The reason they’re going into that hostile territory is more complex and unfolds gradually over its three to four-hour runtime. And, more importantly, the mission is relevant to each of the four characters and explains why they matter in the broader context. Some of the details are a tad sloppy, but the fact that Teyon managed to give the two new characters small arcs and intimate character moments is an appreciated footnote to the game’s over narrative. They’re not just random meat bags and that added nuance helps give stakes to the story at large.
Reese’s personal involvement is a little less obvious, but it’s clever and fits into the grander scheme of the Terminator films as it appears to be some sort of test from John Connor in regards to his upcoming trip into the past. The DLC even pays respect to that first film as it takes players through and contextualizes one of The Terminator‘s flashback sequences. It does the legwork throughout to earn its final scene callback, something a lesser game would have haphazardly thrown out there as a cheap, nostalgia-driven gimmick.
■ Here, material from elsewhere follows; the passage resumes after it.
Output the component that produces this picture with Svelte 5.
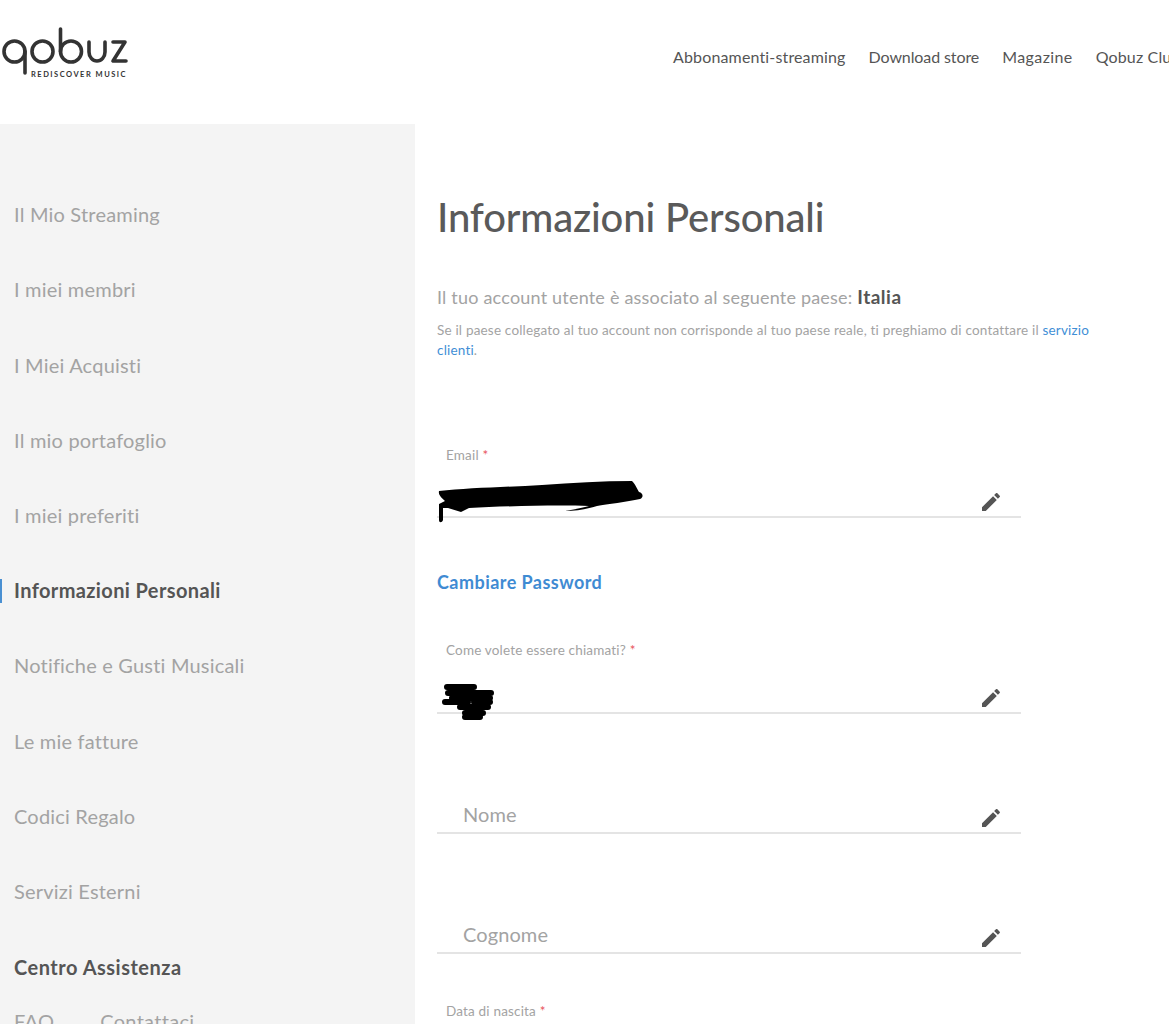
<script>
  const menu = ['Il Mio Streaming','I miei membri','I Miei Acquisti','Il mio portafoglio','I miei preferiti','Informazioni Personali','Notifiche e Gusti Musicali','Le mie fatture','Codici Regalo','Servizi Esterni'];
  const nav = ['Abbonamenti-streaming','Download store','Magazine','Qobuz Club'];
  const pencil = 'M3 17.25V21h3.75L17.81 9.94l-3.75-3.75L3 17.25zM20.71 7.04c.39-.39.39-1.02 0-1.41l-2.34-2.34c-.39-.39-1.02-.39-1.41 0l-1.83 1.83 3.75 3.75 1.83-1.83z';
</script>

<div class="page">
  <header class="top">
    <div class="logo">
      <svg class="mark" width="128" height="50" viewBox="0 0 128 50" aria-label="qobuz">
        <g fill="none" stroke="#333" stroke-width="3.6" stroke-linecap="round" stroke-linejoin="round">
          <circle cx="14.5" cy="25.5" r="10.5"/><path d="M25 25.5V47"/>
          <circle cx="42.5" cy="25.5" r="10.5"/>
          <circle cx="71" cy="25.5" r="10.5"/><path d="M60.5 25.5V3"/>
          <path d="M89 16V26a8 9 0 0 0 16 0V16"/>
          <path d="M113 16H125L113 35H126"/>
        </g>
      </svg>
      <span class="tag">REDISCOVER MUSIC</span>
    </div>
    <nav class="nav">
      {#each nav as n}<a href="#top">{n}</a>{/each}
    </nav>
  </header>

  <div class="body">
    <aside class="side">
      <ul class="menu">
        {#each menu as m, i}
          <li class:active={i === 5}>{m}</li>
        {/each}
      </ul>
      <h3 class="help">Centro Assistenza</h3>
      <div class="sublinks"><span>FAQ</span><span>Contattaci</span></div>
    </aside>

    <main class="main">
      <h1>Informazioni Personali</h1>
      <p class="country">Il tuo account utente è associato al seguente paese: <b>Italia</b></p>
      <p class="note">Se il paese collegato al tuo account non corrisponde al tuo paese reale, ti preghiamo di contattare il <a href="#top">servizio clienti</a>.</p>

      <div class="field email">
        <span class="label">Email <em>*</em></span>
        <div class="line">
          <svg class="scrib s1" width="210" height="44" viewBox="0 0 210 44">
            <path fill="#000" d="M2 11C30 8 70 7 105 5C135 3 165 1 195 1C199 5 200 9 202 12C206 13 207 17 203 19C190 22 170 24 160 26C150 29 140 31 128 31C138 29 146 28 152 26C120 25 70 26 32 28L24 32L11 28L6 28L6 40C5 43 2 43 2 40L2 24L8 21C5 18 1 15 2 11Z"/>
          </svg>
          <svg class="pen" width="24" height="24" viewBox="0 0 24 24"><path d={pencil}/></svg>
        </div>
      </div>

      <a class="pw" href="#top">Cambiare Password</a>

      <div class="field name">
        <span class="label">Come volete essere chiamati? <em>*</em></span>
        <div class="line">
          <svg class="scrib s2" width="60" height="42" viewBox="0 0 60 42">
            <path fill="none" stroke="#000" stroke-width="6" stroke-linecap="round" d="M9 6H36M10 12H53M14 17H52M7 21H30M36 21H52M22 26H50M27 32H45M27 36H42"/>
          </svg>
          <svg class="pen" width="24" height="24" viewBox="0 0 24 24"><path d={pencil}/></svg>
        </div>
      </div>

      <div class="field plain"><div class="line"><span class="ph">Nome</span><svg class="pen" width="24" height="24" viewBox="0 0 24 24"><path d={pencil}/></svg></div></div>
      <div class="field plain"><div class="line"><span class="ph">Cognome</span><svg class="pen" width="24" height="24" viewBox="0 0 24 24"><path d={pencil}/></svg></div></div>

      <div class="field dob"><span class="label">Data di nascita <em>*</em></span></div>
    </main>
  </div>
</div>

<style>
  :global(html), :global(body) { margin: 0; height: 100%; overflow: hidden; background: #fff; }
  .page { width: 1169px; height: 1024px; overflow: hidden; font-family: Lato, "Open Sans", sans-serif; color: #555; }
  .top { height: 124px; display: flex; align-items: flex-start; justify-content: space-between; box-sizing: border-box; }
  .logo { position: relative; width: 128px; margin-top: 26px; flex: none; }
  .mark { display: block; }
  .tag { position: absolute; left: 31px; top: 44px; font-size: 7.5px; font-weight: 700; letter-spacing: 1.5px; color: #333; white-space: nowrap; line-height: 9px; }
  .nav { display: flex; gap: 23px; margin-top: 46px; width: 496px; flex: none; white-space: nowrap; font-size: 16px; line-height: 22px; letter-spacing: .15px; }
  .nav a { color: #555; text-decoration: none; }
  .nav a:nth-child(2) { letter-spacing: -.1px; }
  .nav a:nth-child(3) { letter-spacing: .4px; }
  .body { display: flex; height: 900px; }
  .side { width: 415px; flex: none; background: #f4f4f4; box-sizing: border-box; padding-top: 53.2px; }
  .menu { list-style: none; margin: 0; padding: 0; }
  .menu li { height: 75.2px; line-height: 75.2px; padding-left: 14px; font-size: 20px; letter-spacing: .2px; color: #a3a3a3; position: relative; }
  .menu li.active { color: #555; font-weight: 700; letter-spacing: .38px; }
  .menu li.active::before { content: ''; position: absolute; left: 0; top: 26px; width: 2px; height: 24px; background: #4a90d2; }
  .help { margin: 0; padding: 25.3px 0 0 14px; font-size: 20px; font-weight: 700; letter-spacing: .5px; line-height: 26px; color: #555; }
  .sublinks { display: flex; gap: 46px; padding: 28px 0 0 14px; font-size: 20px; letter-spacing: .3px; line-height: 26px; color: #a3a3a3; }
  .main { flex: 1; min-width: 0; padding: 69px 0 0 22px; box-sizing: border-box; }
  h1 { margin: 0; font-size: 40px; letter-spacing: -.15px; line-height: 48px; font-weight: 500; color: #5a5a5a; }
  .country { margin: 44px 0 0; font-size: 18px; letter-spacing: .2px; line-height: 24px; color: #a3a3a3; }
  .country b { color: #555; font-size: 19px; letter-spacing: .5px; }
  .note { margin: 12px 0 0; width: 660px; font-size: 13.5px; letter-spacing: .19px; line-height: 19.5px; color: #a3a3a3; }
  .note a { color: #3f8fd6; text-decoration: none; }
  .field { width: 584px; }
  .label { display: block; padding-left: 9px; font-size: 13.5px; letter-spacing: .18px; line-height: 18px; color: #a3a3a3; }
  .label em { font-style: normal; color: #e8505b; }
  .line { position: relative; border-bottom: 2px solid #e4e4e4; box-sizing: border-box; display: flex; align-items: center; }
  .email { margin-top: 86px; }
  .email .line { height: 54px; }
  .pw { display: block; margin-top: 52px; font-size: 18px; letter-spacing: .45px; line-height: 24px; font-weight: 700; color: #3f8bd3; text-decoration: none; }
  .name { margin-top: 47px; }
  .name .line { height: 55px; }
  .plain { margin-top: 72px; }
  .plain .line { height: 48px; }
  .ph { padding: 10px 0 0 26px; font-size: 20px; letter-spacing: .1px; color: #a3a3a3; }
  .dob { margin-top: 48px; }
  .pen { position: absolute; right: 18px; bottom: 2px; fill: #555; }
  .scrib { position: absolute; }
  .s1 { left: 0; top: 16px; }
  .s2 { left: 1px; top: 22px; }
</style>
Terminator: Resistance generally gets away with more than it should as it doesn’t have any direct peers. There are no other Terminator games (or much Terminator-based media at all right now, for that matter) to point to as a means to get a Terminator fix. It doesn’t have its Alien: Isolation, Batman: Arkham Asylum, or Spider-Man; its video game that transcends the weight of a licensed game and is truly fantastic without qualifiers.
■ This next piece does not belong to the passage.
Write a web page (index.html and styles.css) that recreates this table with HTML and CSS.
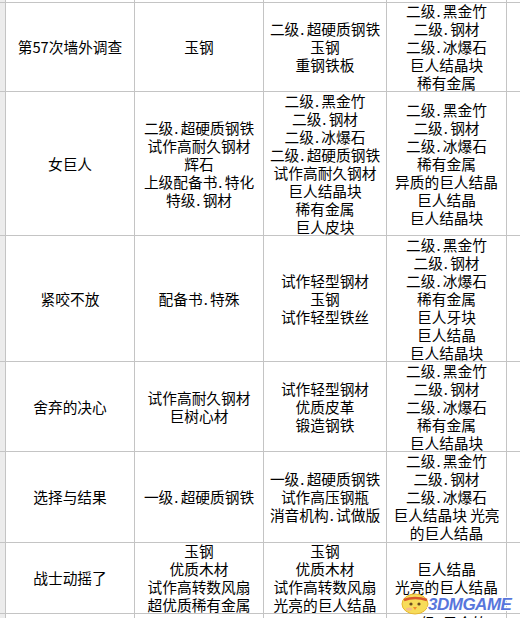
FILE: index.html
```html
<!DOCTYPE html>
<html lang="zh-CN">
<head>
<meta charset="utf-8">
<title>材料表</title>
<link rel="stylesheet" href="styles.css">
</head>
<body>
<div class="sheet">
  <div class="grid">
    <div class="hdr"></div><div class="cell"></div><div class="cell"></div><div class="cell"></div><div class="cell"></div><div class="cell"></div>

    <div class="hdr"></div>
    <div class="cell"><div class="t">第57次墙外调查</div></div>
    <div class="cell"><div class="t">玉钢</div></div>
    <div class="cell"><div class="t">二级<span class="dot">.</span>超硬质钢铁<br>玉钢<br>重钢铁板</div></div>
    <div class="cell"><div class="t">二级<span class="dot">.</span>黑金竹<br>二级<span class="dot">.</span>钢材<br>二级<span class="dot">.</span>冰爆石<br>巨人结晶块<br>稀有金属</div></div>
    <div class="cell"></div>

    <div class="hdr"></div>
    <div class="cell"><div class="t">女巨人</div></div>
    <div class="cell"><div class="t">二级<span class="dot">.</span>超硬质钢铁<br>试作高耐久钢材<br>辉石<br>上级配备书<span class="dot">.</span>特化<br>特级<span class="dot">.</span>钢材</div></div>
    <div class="cell"><div class="t">二级<span class="dot">.</span>黑金竹<br>二级<span class="dot">.</span>钢材<br>二级<span class="dot">.</span>冰爆石<br>二级<span class="dot">.</span>超硬质钢铁<br>试作高耐久钢材<br>巨人结晶块<br>稀有金属<br>巨人皮块</div></div>
    <div class="cell"><div class="t">二级<span class="dot">.</span>黑金竹<br>二级<span class="dot">.</span>钢材<br>二级<span class="dot">.</span>冰爆石<br>稀有金属<br>异质的巨人结晶<br>巨人结晶<br>巨人结晶块</div></div>
    <div class="cell"></div>

    <div class="hdr"></div>
    <div class="cell"><div class="t">紧咬不放</div></div>
    <div class="cell"><div class="t">配备书<span class="dot">.</span>特殊</div></div>
    <div class="cell"><div class="t">试作轻型钢材<br>玉钢<br>试作轻型铁丝</div></div>
    <div class="cell"><div class="t">二级<span class="dot">.</span>黑金竹<br>二级<span class="dot">.</span>钢材<br>二级<span class="dot">.</span>冰爆石<br>稀有金属<br>巨人牙块<br>巨人结晶<br>巨人结晶块</div></div>
    <div class="cell"></div>

    <div class="hdr"></div>
    <div class="cell"><div class="t">舍弃的决心</div></div>
    <div class="cell"><div class="t">试作高耐久钢材<br>巨树心材</div></div>
    <div class="cell"><div class="t">试作轻型钢材<br>优质皮革<br>锻造钢铁</div></div>
    <div class="cell"><div class="t">二级<span class="dot">.</span>黑金竹<br>二级<span class="dot">.</span>钢材<br>二级<span class="dot">.</span>冰爆石<br>稀有金属<br>巨人结晶块</div></div>
    <div class="cell"></div>

    <div class="hdr"></div>
    <div class="cell"><div class="t">选择与结果</div></div>
    <div class="cell"><div class="t">一级<span class="dot">.</span>超硬质钢铁</div></div>
    <div class="cell"><div class="t">一级<span class="dot">.</span>超硬质钢铁<br>试作高压钢瓶<br>消音机构<span class="dot">.</span>试做版</div></div>
    <div class="cell"><div class="t">二级<span class="dot">.</span>黑金竹<br>二级<span class="dot">.</span>钢材<br>二级<span class="dot">.</span>冰爆石<br>巨人结晶块 光亮<br>的巨人结晶</div></div>
    <div class="cell"></div>

    <div class="hdr"></div>
    <div class="cell"><div class="t">战士动摇了</div></div>
    <div class="cell"><div class="t">玉钢<br>优质木材<br>试作高转数风扇<br>超优质稀有金属</div></div>
    <div class="cell"><div class="t">玉钢<br>优质木材<br>试作高转数风扇<br>光亮的巨人结晶</div></div>
    <div class="cell"><div class="t">巨人结晶<br>光亮的巨人结晶</div></div>
    <div class="cell"></div>

    <div class="hdr"></div>
    <div class="cell"></div>
    <div class="cell"></div>
    <div class="cell"></div>
    <div class="cell top"><div class="t">二级<span class="dot">.</span>黑金竹</div></div>
    <div class="cell"></div>
  </div>

  <div class="watermark">
    <svg class="chick" width="34" height="26" viewBox="0 0 34 26">
      <ellipse cx="15" cy="14" rx="13" ry="10" fill="#f7dc5a" stroke="#e8b830" stroke-width="1"/>
      <path d="M4 10 Q15 6 27 10" stroke="#d8562c" stroke-width="2.4" fill="none"/>
      <circle cx="11" cy="14" r="1.6" fill="#6a4a20"/>
      <circle cx="19" cy="14" r="1.6" fill="#6a4a20"/>
      <path d="M13 17 L17 17 L15 20 Z" fill="#f08a30"/>
      <ellipse cx="9" cy="19" rx="3" ry="1.6" fill="#f6a9a0" opacity="0.7"/>
    </svg>
    <span class="wm-text">3DMGAME</span>
  </div>
</div>
</body>
</html>
```

FILE: styles.css
```css
html, body {
  margin: 0;
  padding: 0;
  background: #ffffff;
}

.sheet {
  position: relative;
  width: 520px;
  height: 618px;
  overflow: hidden;
  font-family: "Noto Sans CJK SC", "Noto Sans", sans-serif;
  font-size: 14.7px;
  color: #000000;
}

.grid {
  display: grid;
  grid-template-columns: 5px 128px 128px 122px 119px 13px;
  grid-template-rows: 2px 88px 143px 125px 89px 90px 70px 20px;
  gap: 1px;
  background: #c4c4c4;
}

.hdr {
  background: #ececec;
}

.cell {
  background: #ffffff;
  display: flex;
  flex-direction: column;
  justify-content: center;
  align-items: center;
  overflow: hidden;
}

.cell.top {
  justify-content: flex-start;
}

.t {
  text-align: center;
  line-height: 18px;
  white-space: nowrap;
}

.dot {
  display: inline-block;
  box-sizing: border-box;
  width: 0.5em;
  padding-left: 1px;
  text-align: left;
}

.watermark {
  position: absolute;
  left: 400px;
  top: 590px;
  display: flex;
  align-items: flex-end;
}

.chick {
  display: block;
}

.wm-text {
  margin-left: -6px;
  margin-bottom: 3px;
  font-family: "Liberation Sans", "DejaVu Sans", sans-serif;
  font-weight: bold;
  font-style: italic;
  font-size: 17px;
  line-height: 17px;
  color: #5876dc;
  letter-spacing: -0.5px;
  text-shadow: 1px 0 0 #fff, -1px 0 0 #fff, 0 1px 0 #fff, 0 -1px 0 #fff;
}
```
The hunger benefits Annihilation Line, too, because it’s yet again the only way to play a modern Terminator game. It has its strengths but they’re mostly in the context of the drivel it could have been and the lack of competition in the Terminator space, which leaves it in a place where being good enough is, well, good enough. Taking those comparisons outside of the realm of the franchise is where its “good enough” foundations start to wobble as games like Doom Eternal, Titanfall 2, and Far Cry 6 are relatively on a whole other level. However, it wields the power of its license somewhat well by putting a decent amount of effort into its narrative and finding ways to tie it into the lore while not ignoring its own original story.
Annihilation Line is still attached to a game that was sent to 2021 through the Time Displacement Equipment, which means it is visually drab, has merely passable gunplay, and is full of characters that animate as if they were from the PS3 and Xbox 360 era of games. It was true in the main campaign and is still true in Annihilation Line. But while not even close to the apex of other modern first-person shooters, this expansion is a throwback from another era that is unremarkable and somehow still entertaining with functional gameplay and a better-than-expected story that doesn’t fully get there, but admirably tries quite hard and gets further than it should. Like the new T-650s it features, it’s outdated and has an ugly, rubbery face that’s easy to see right through, but it’s still undeniably a Terminator at its core and that’s what matters.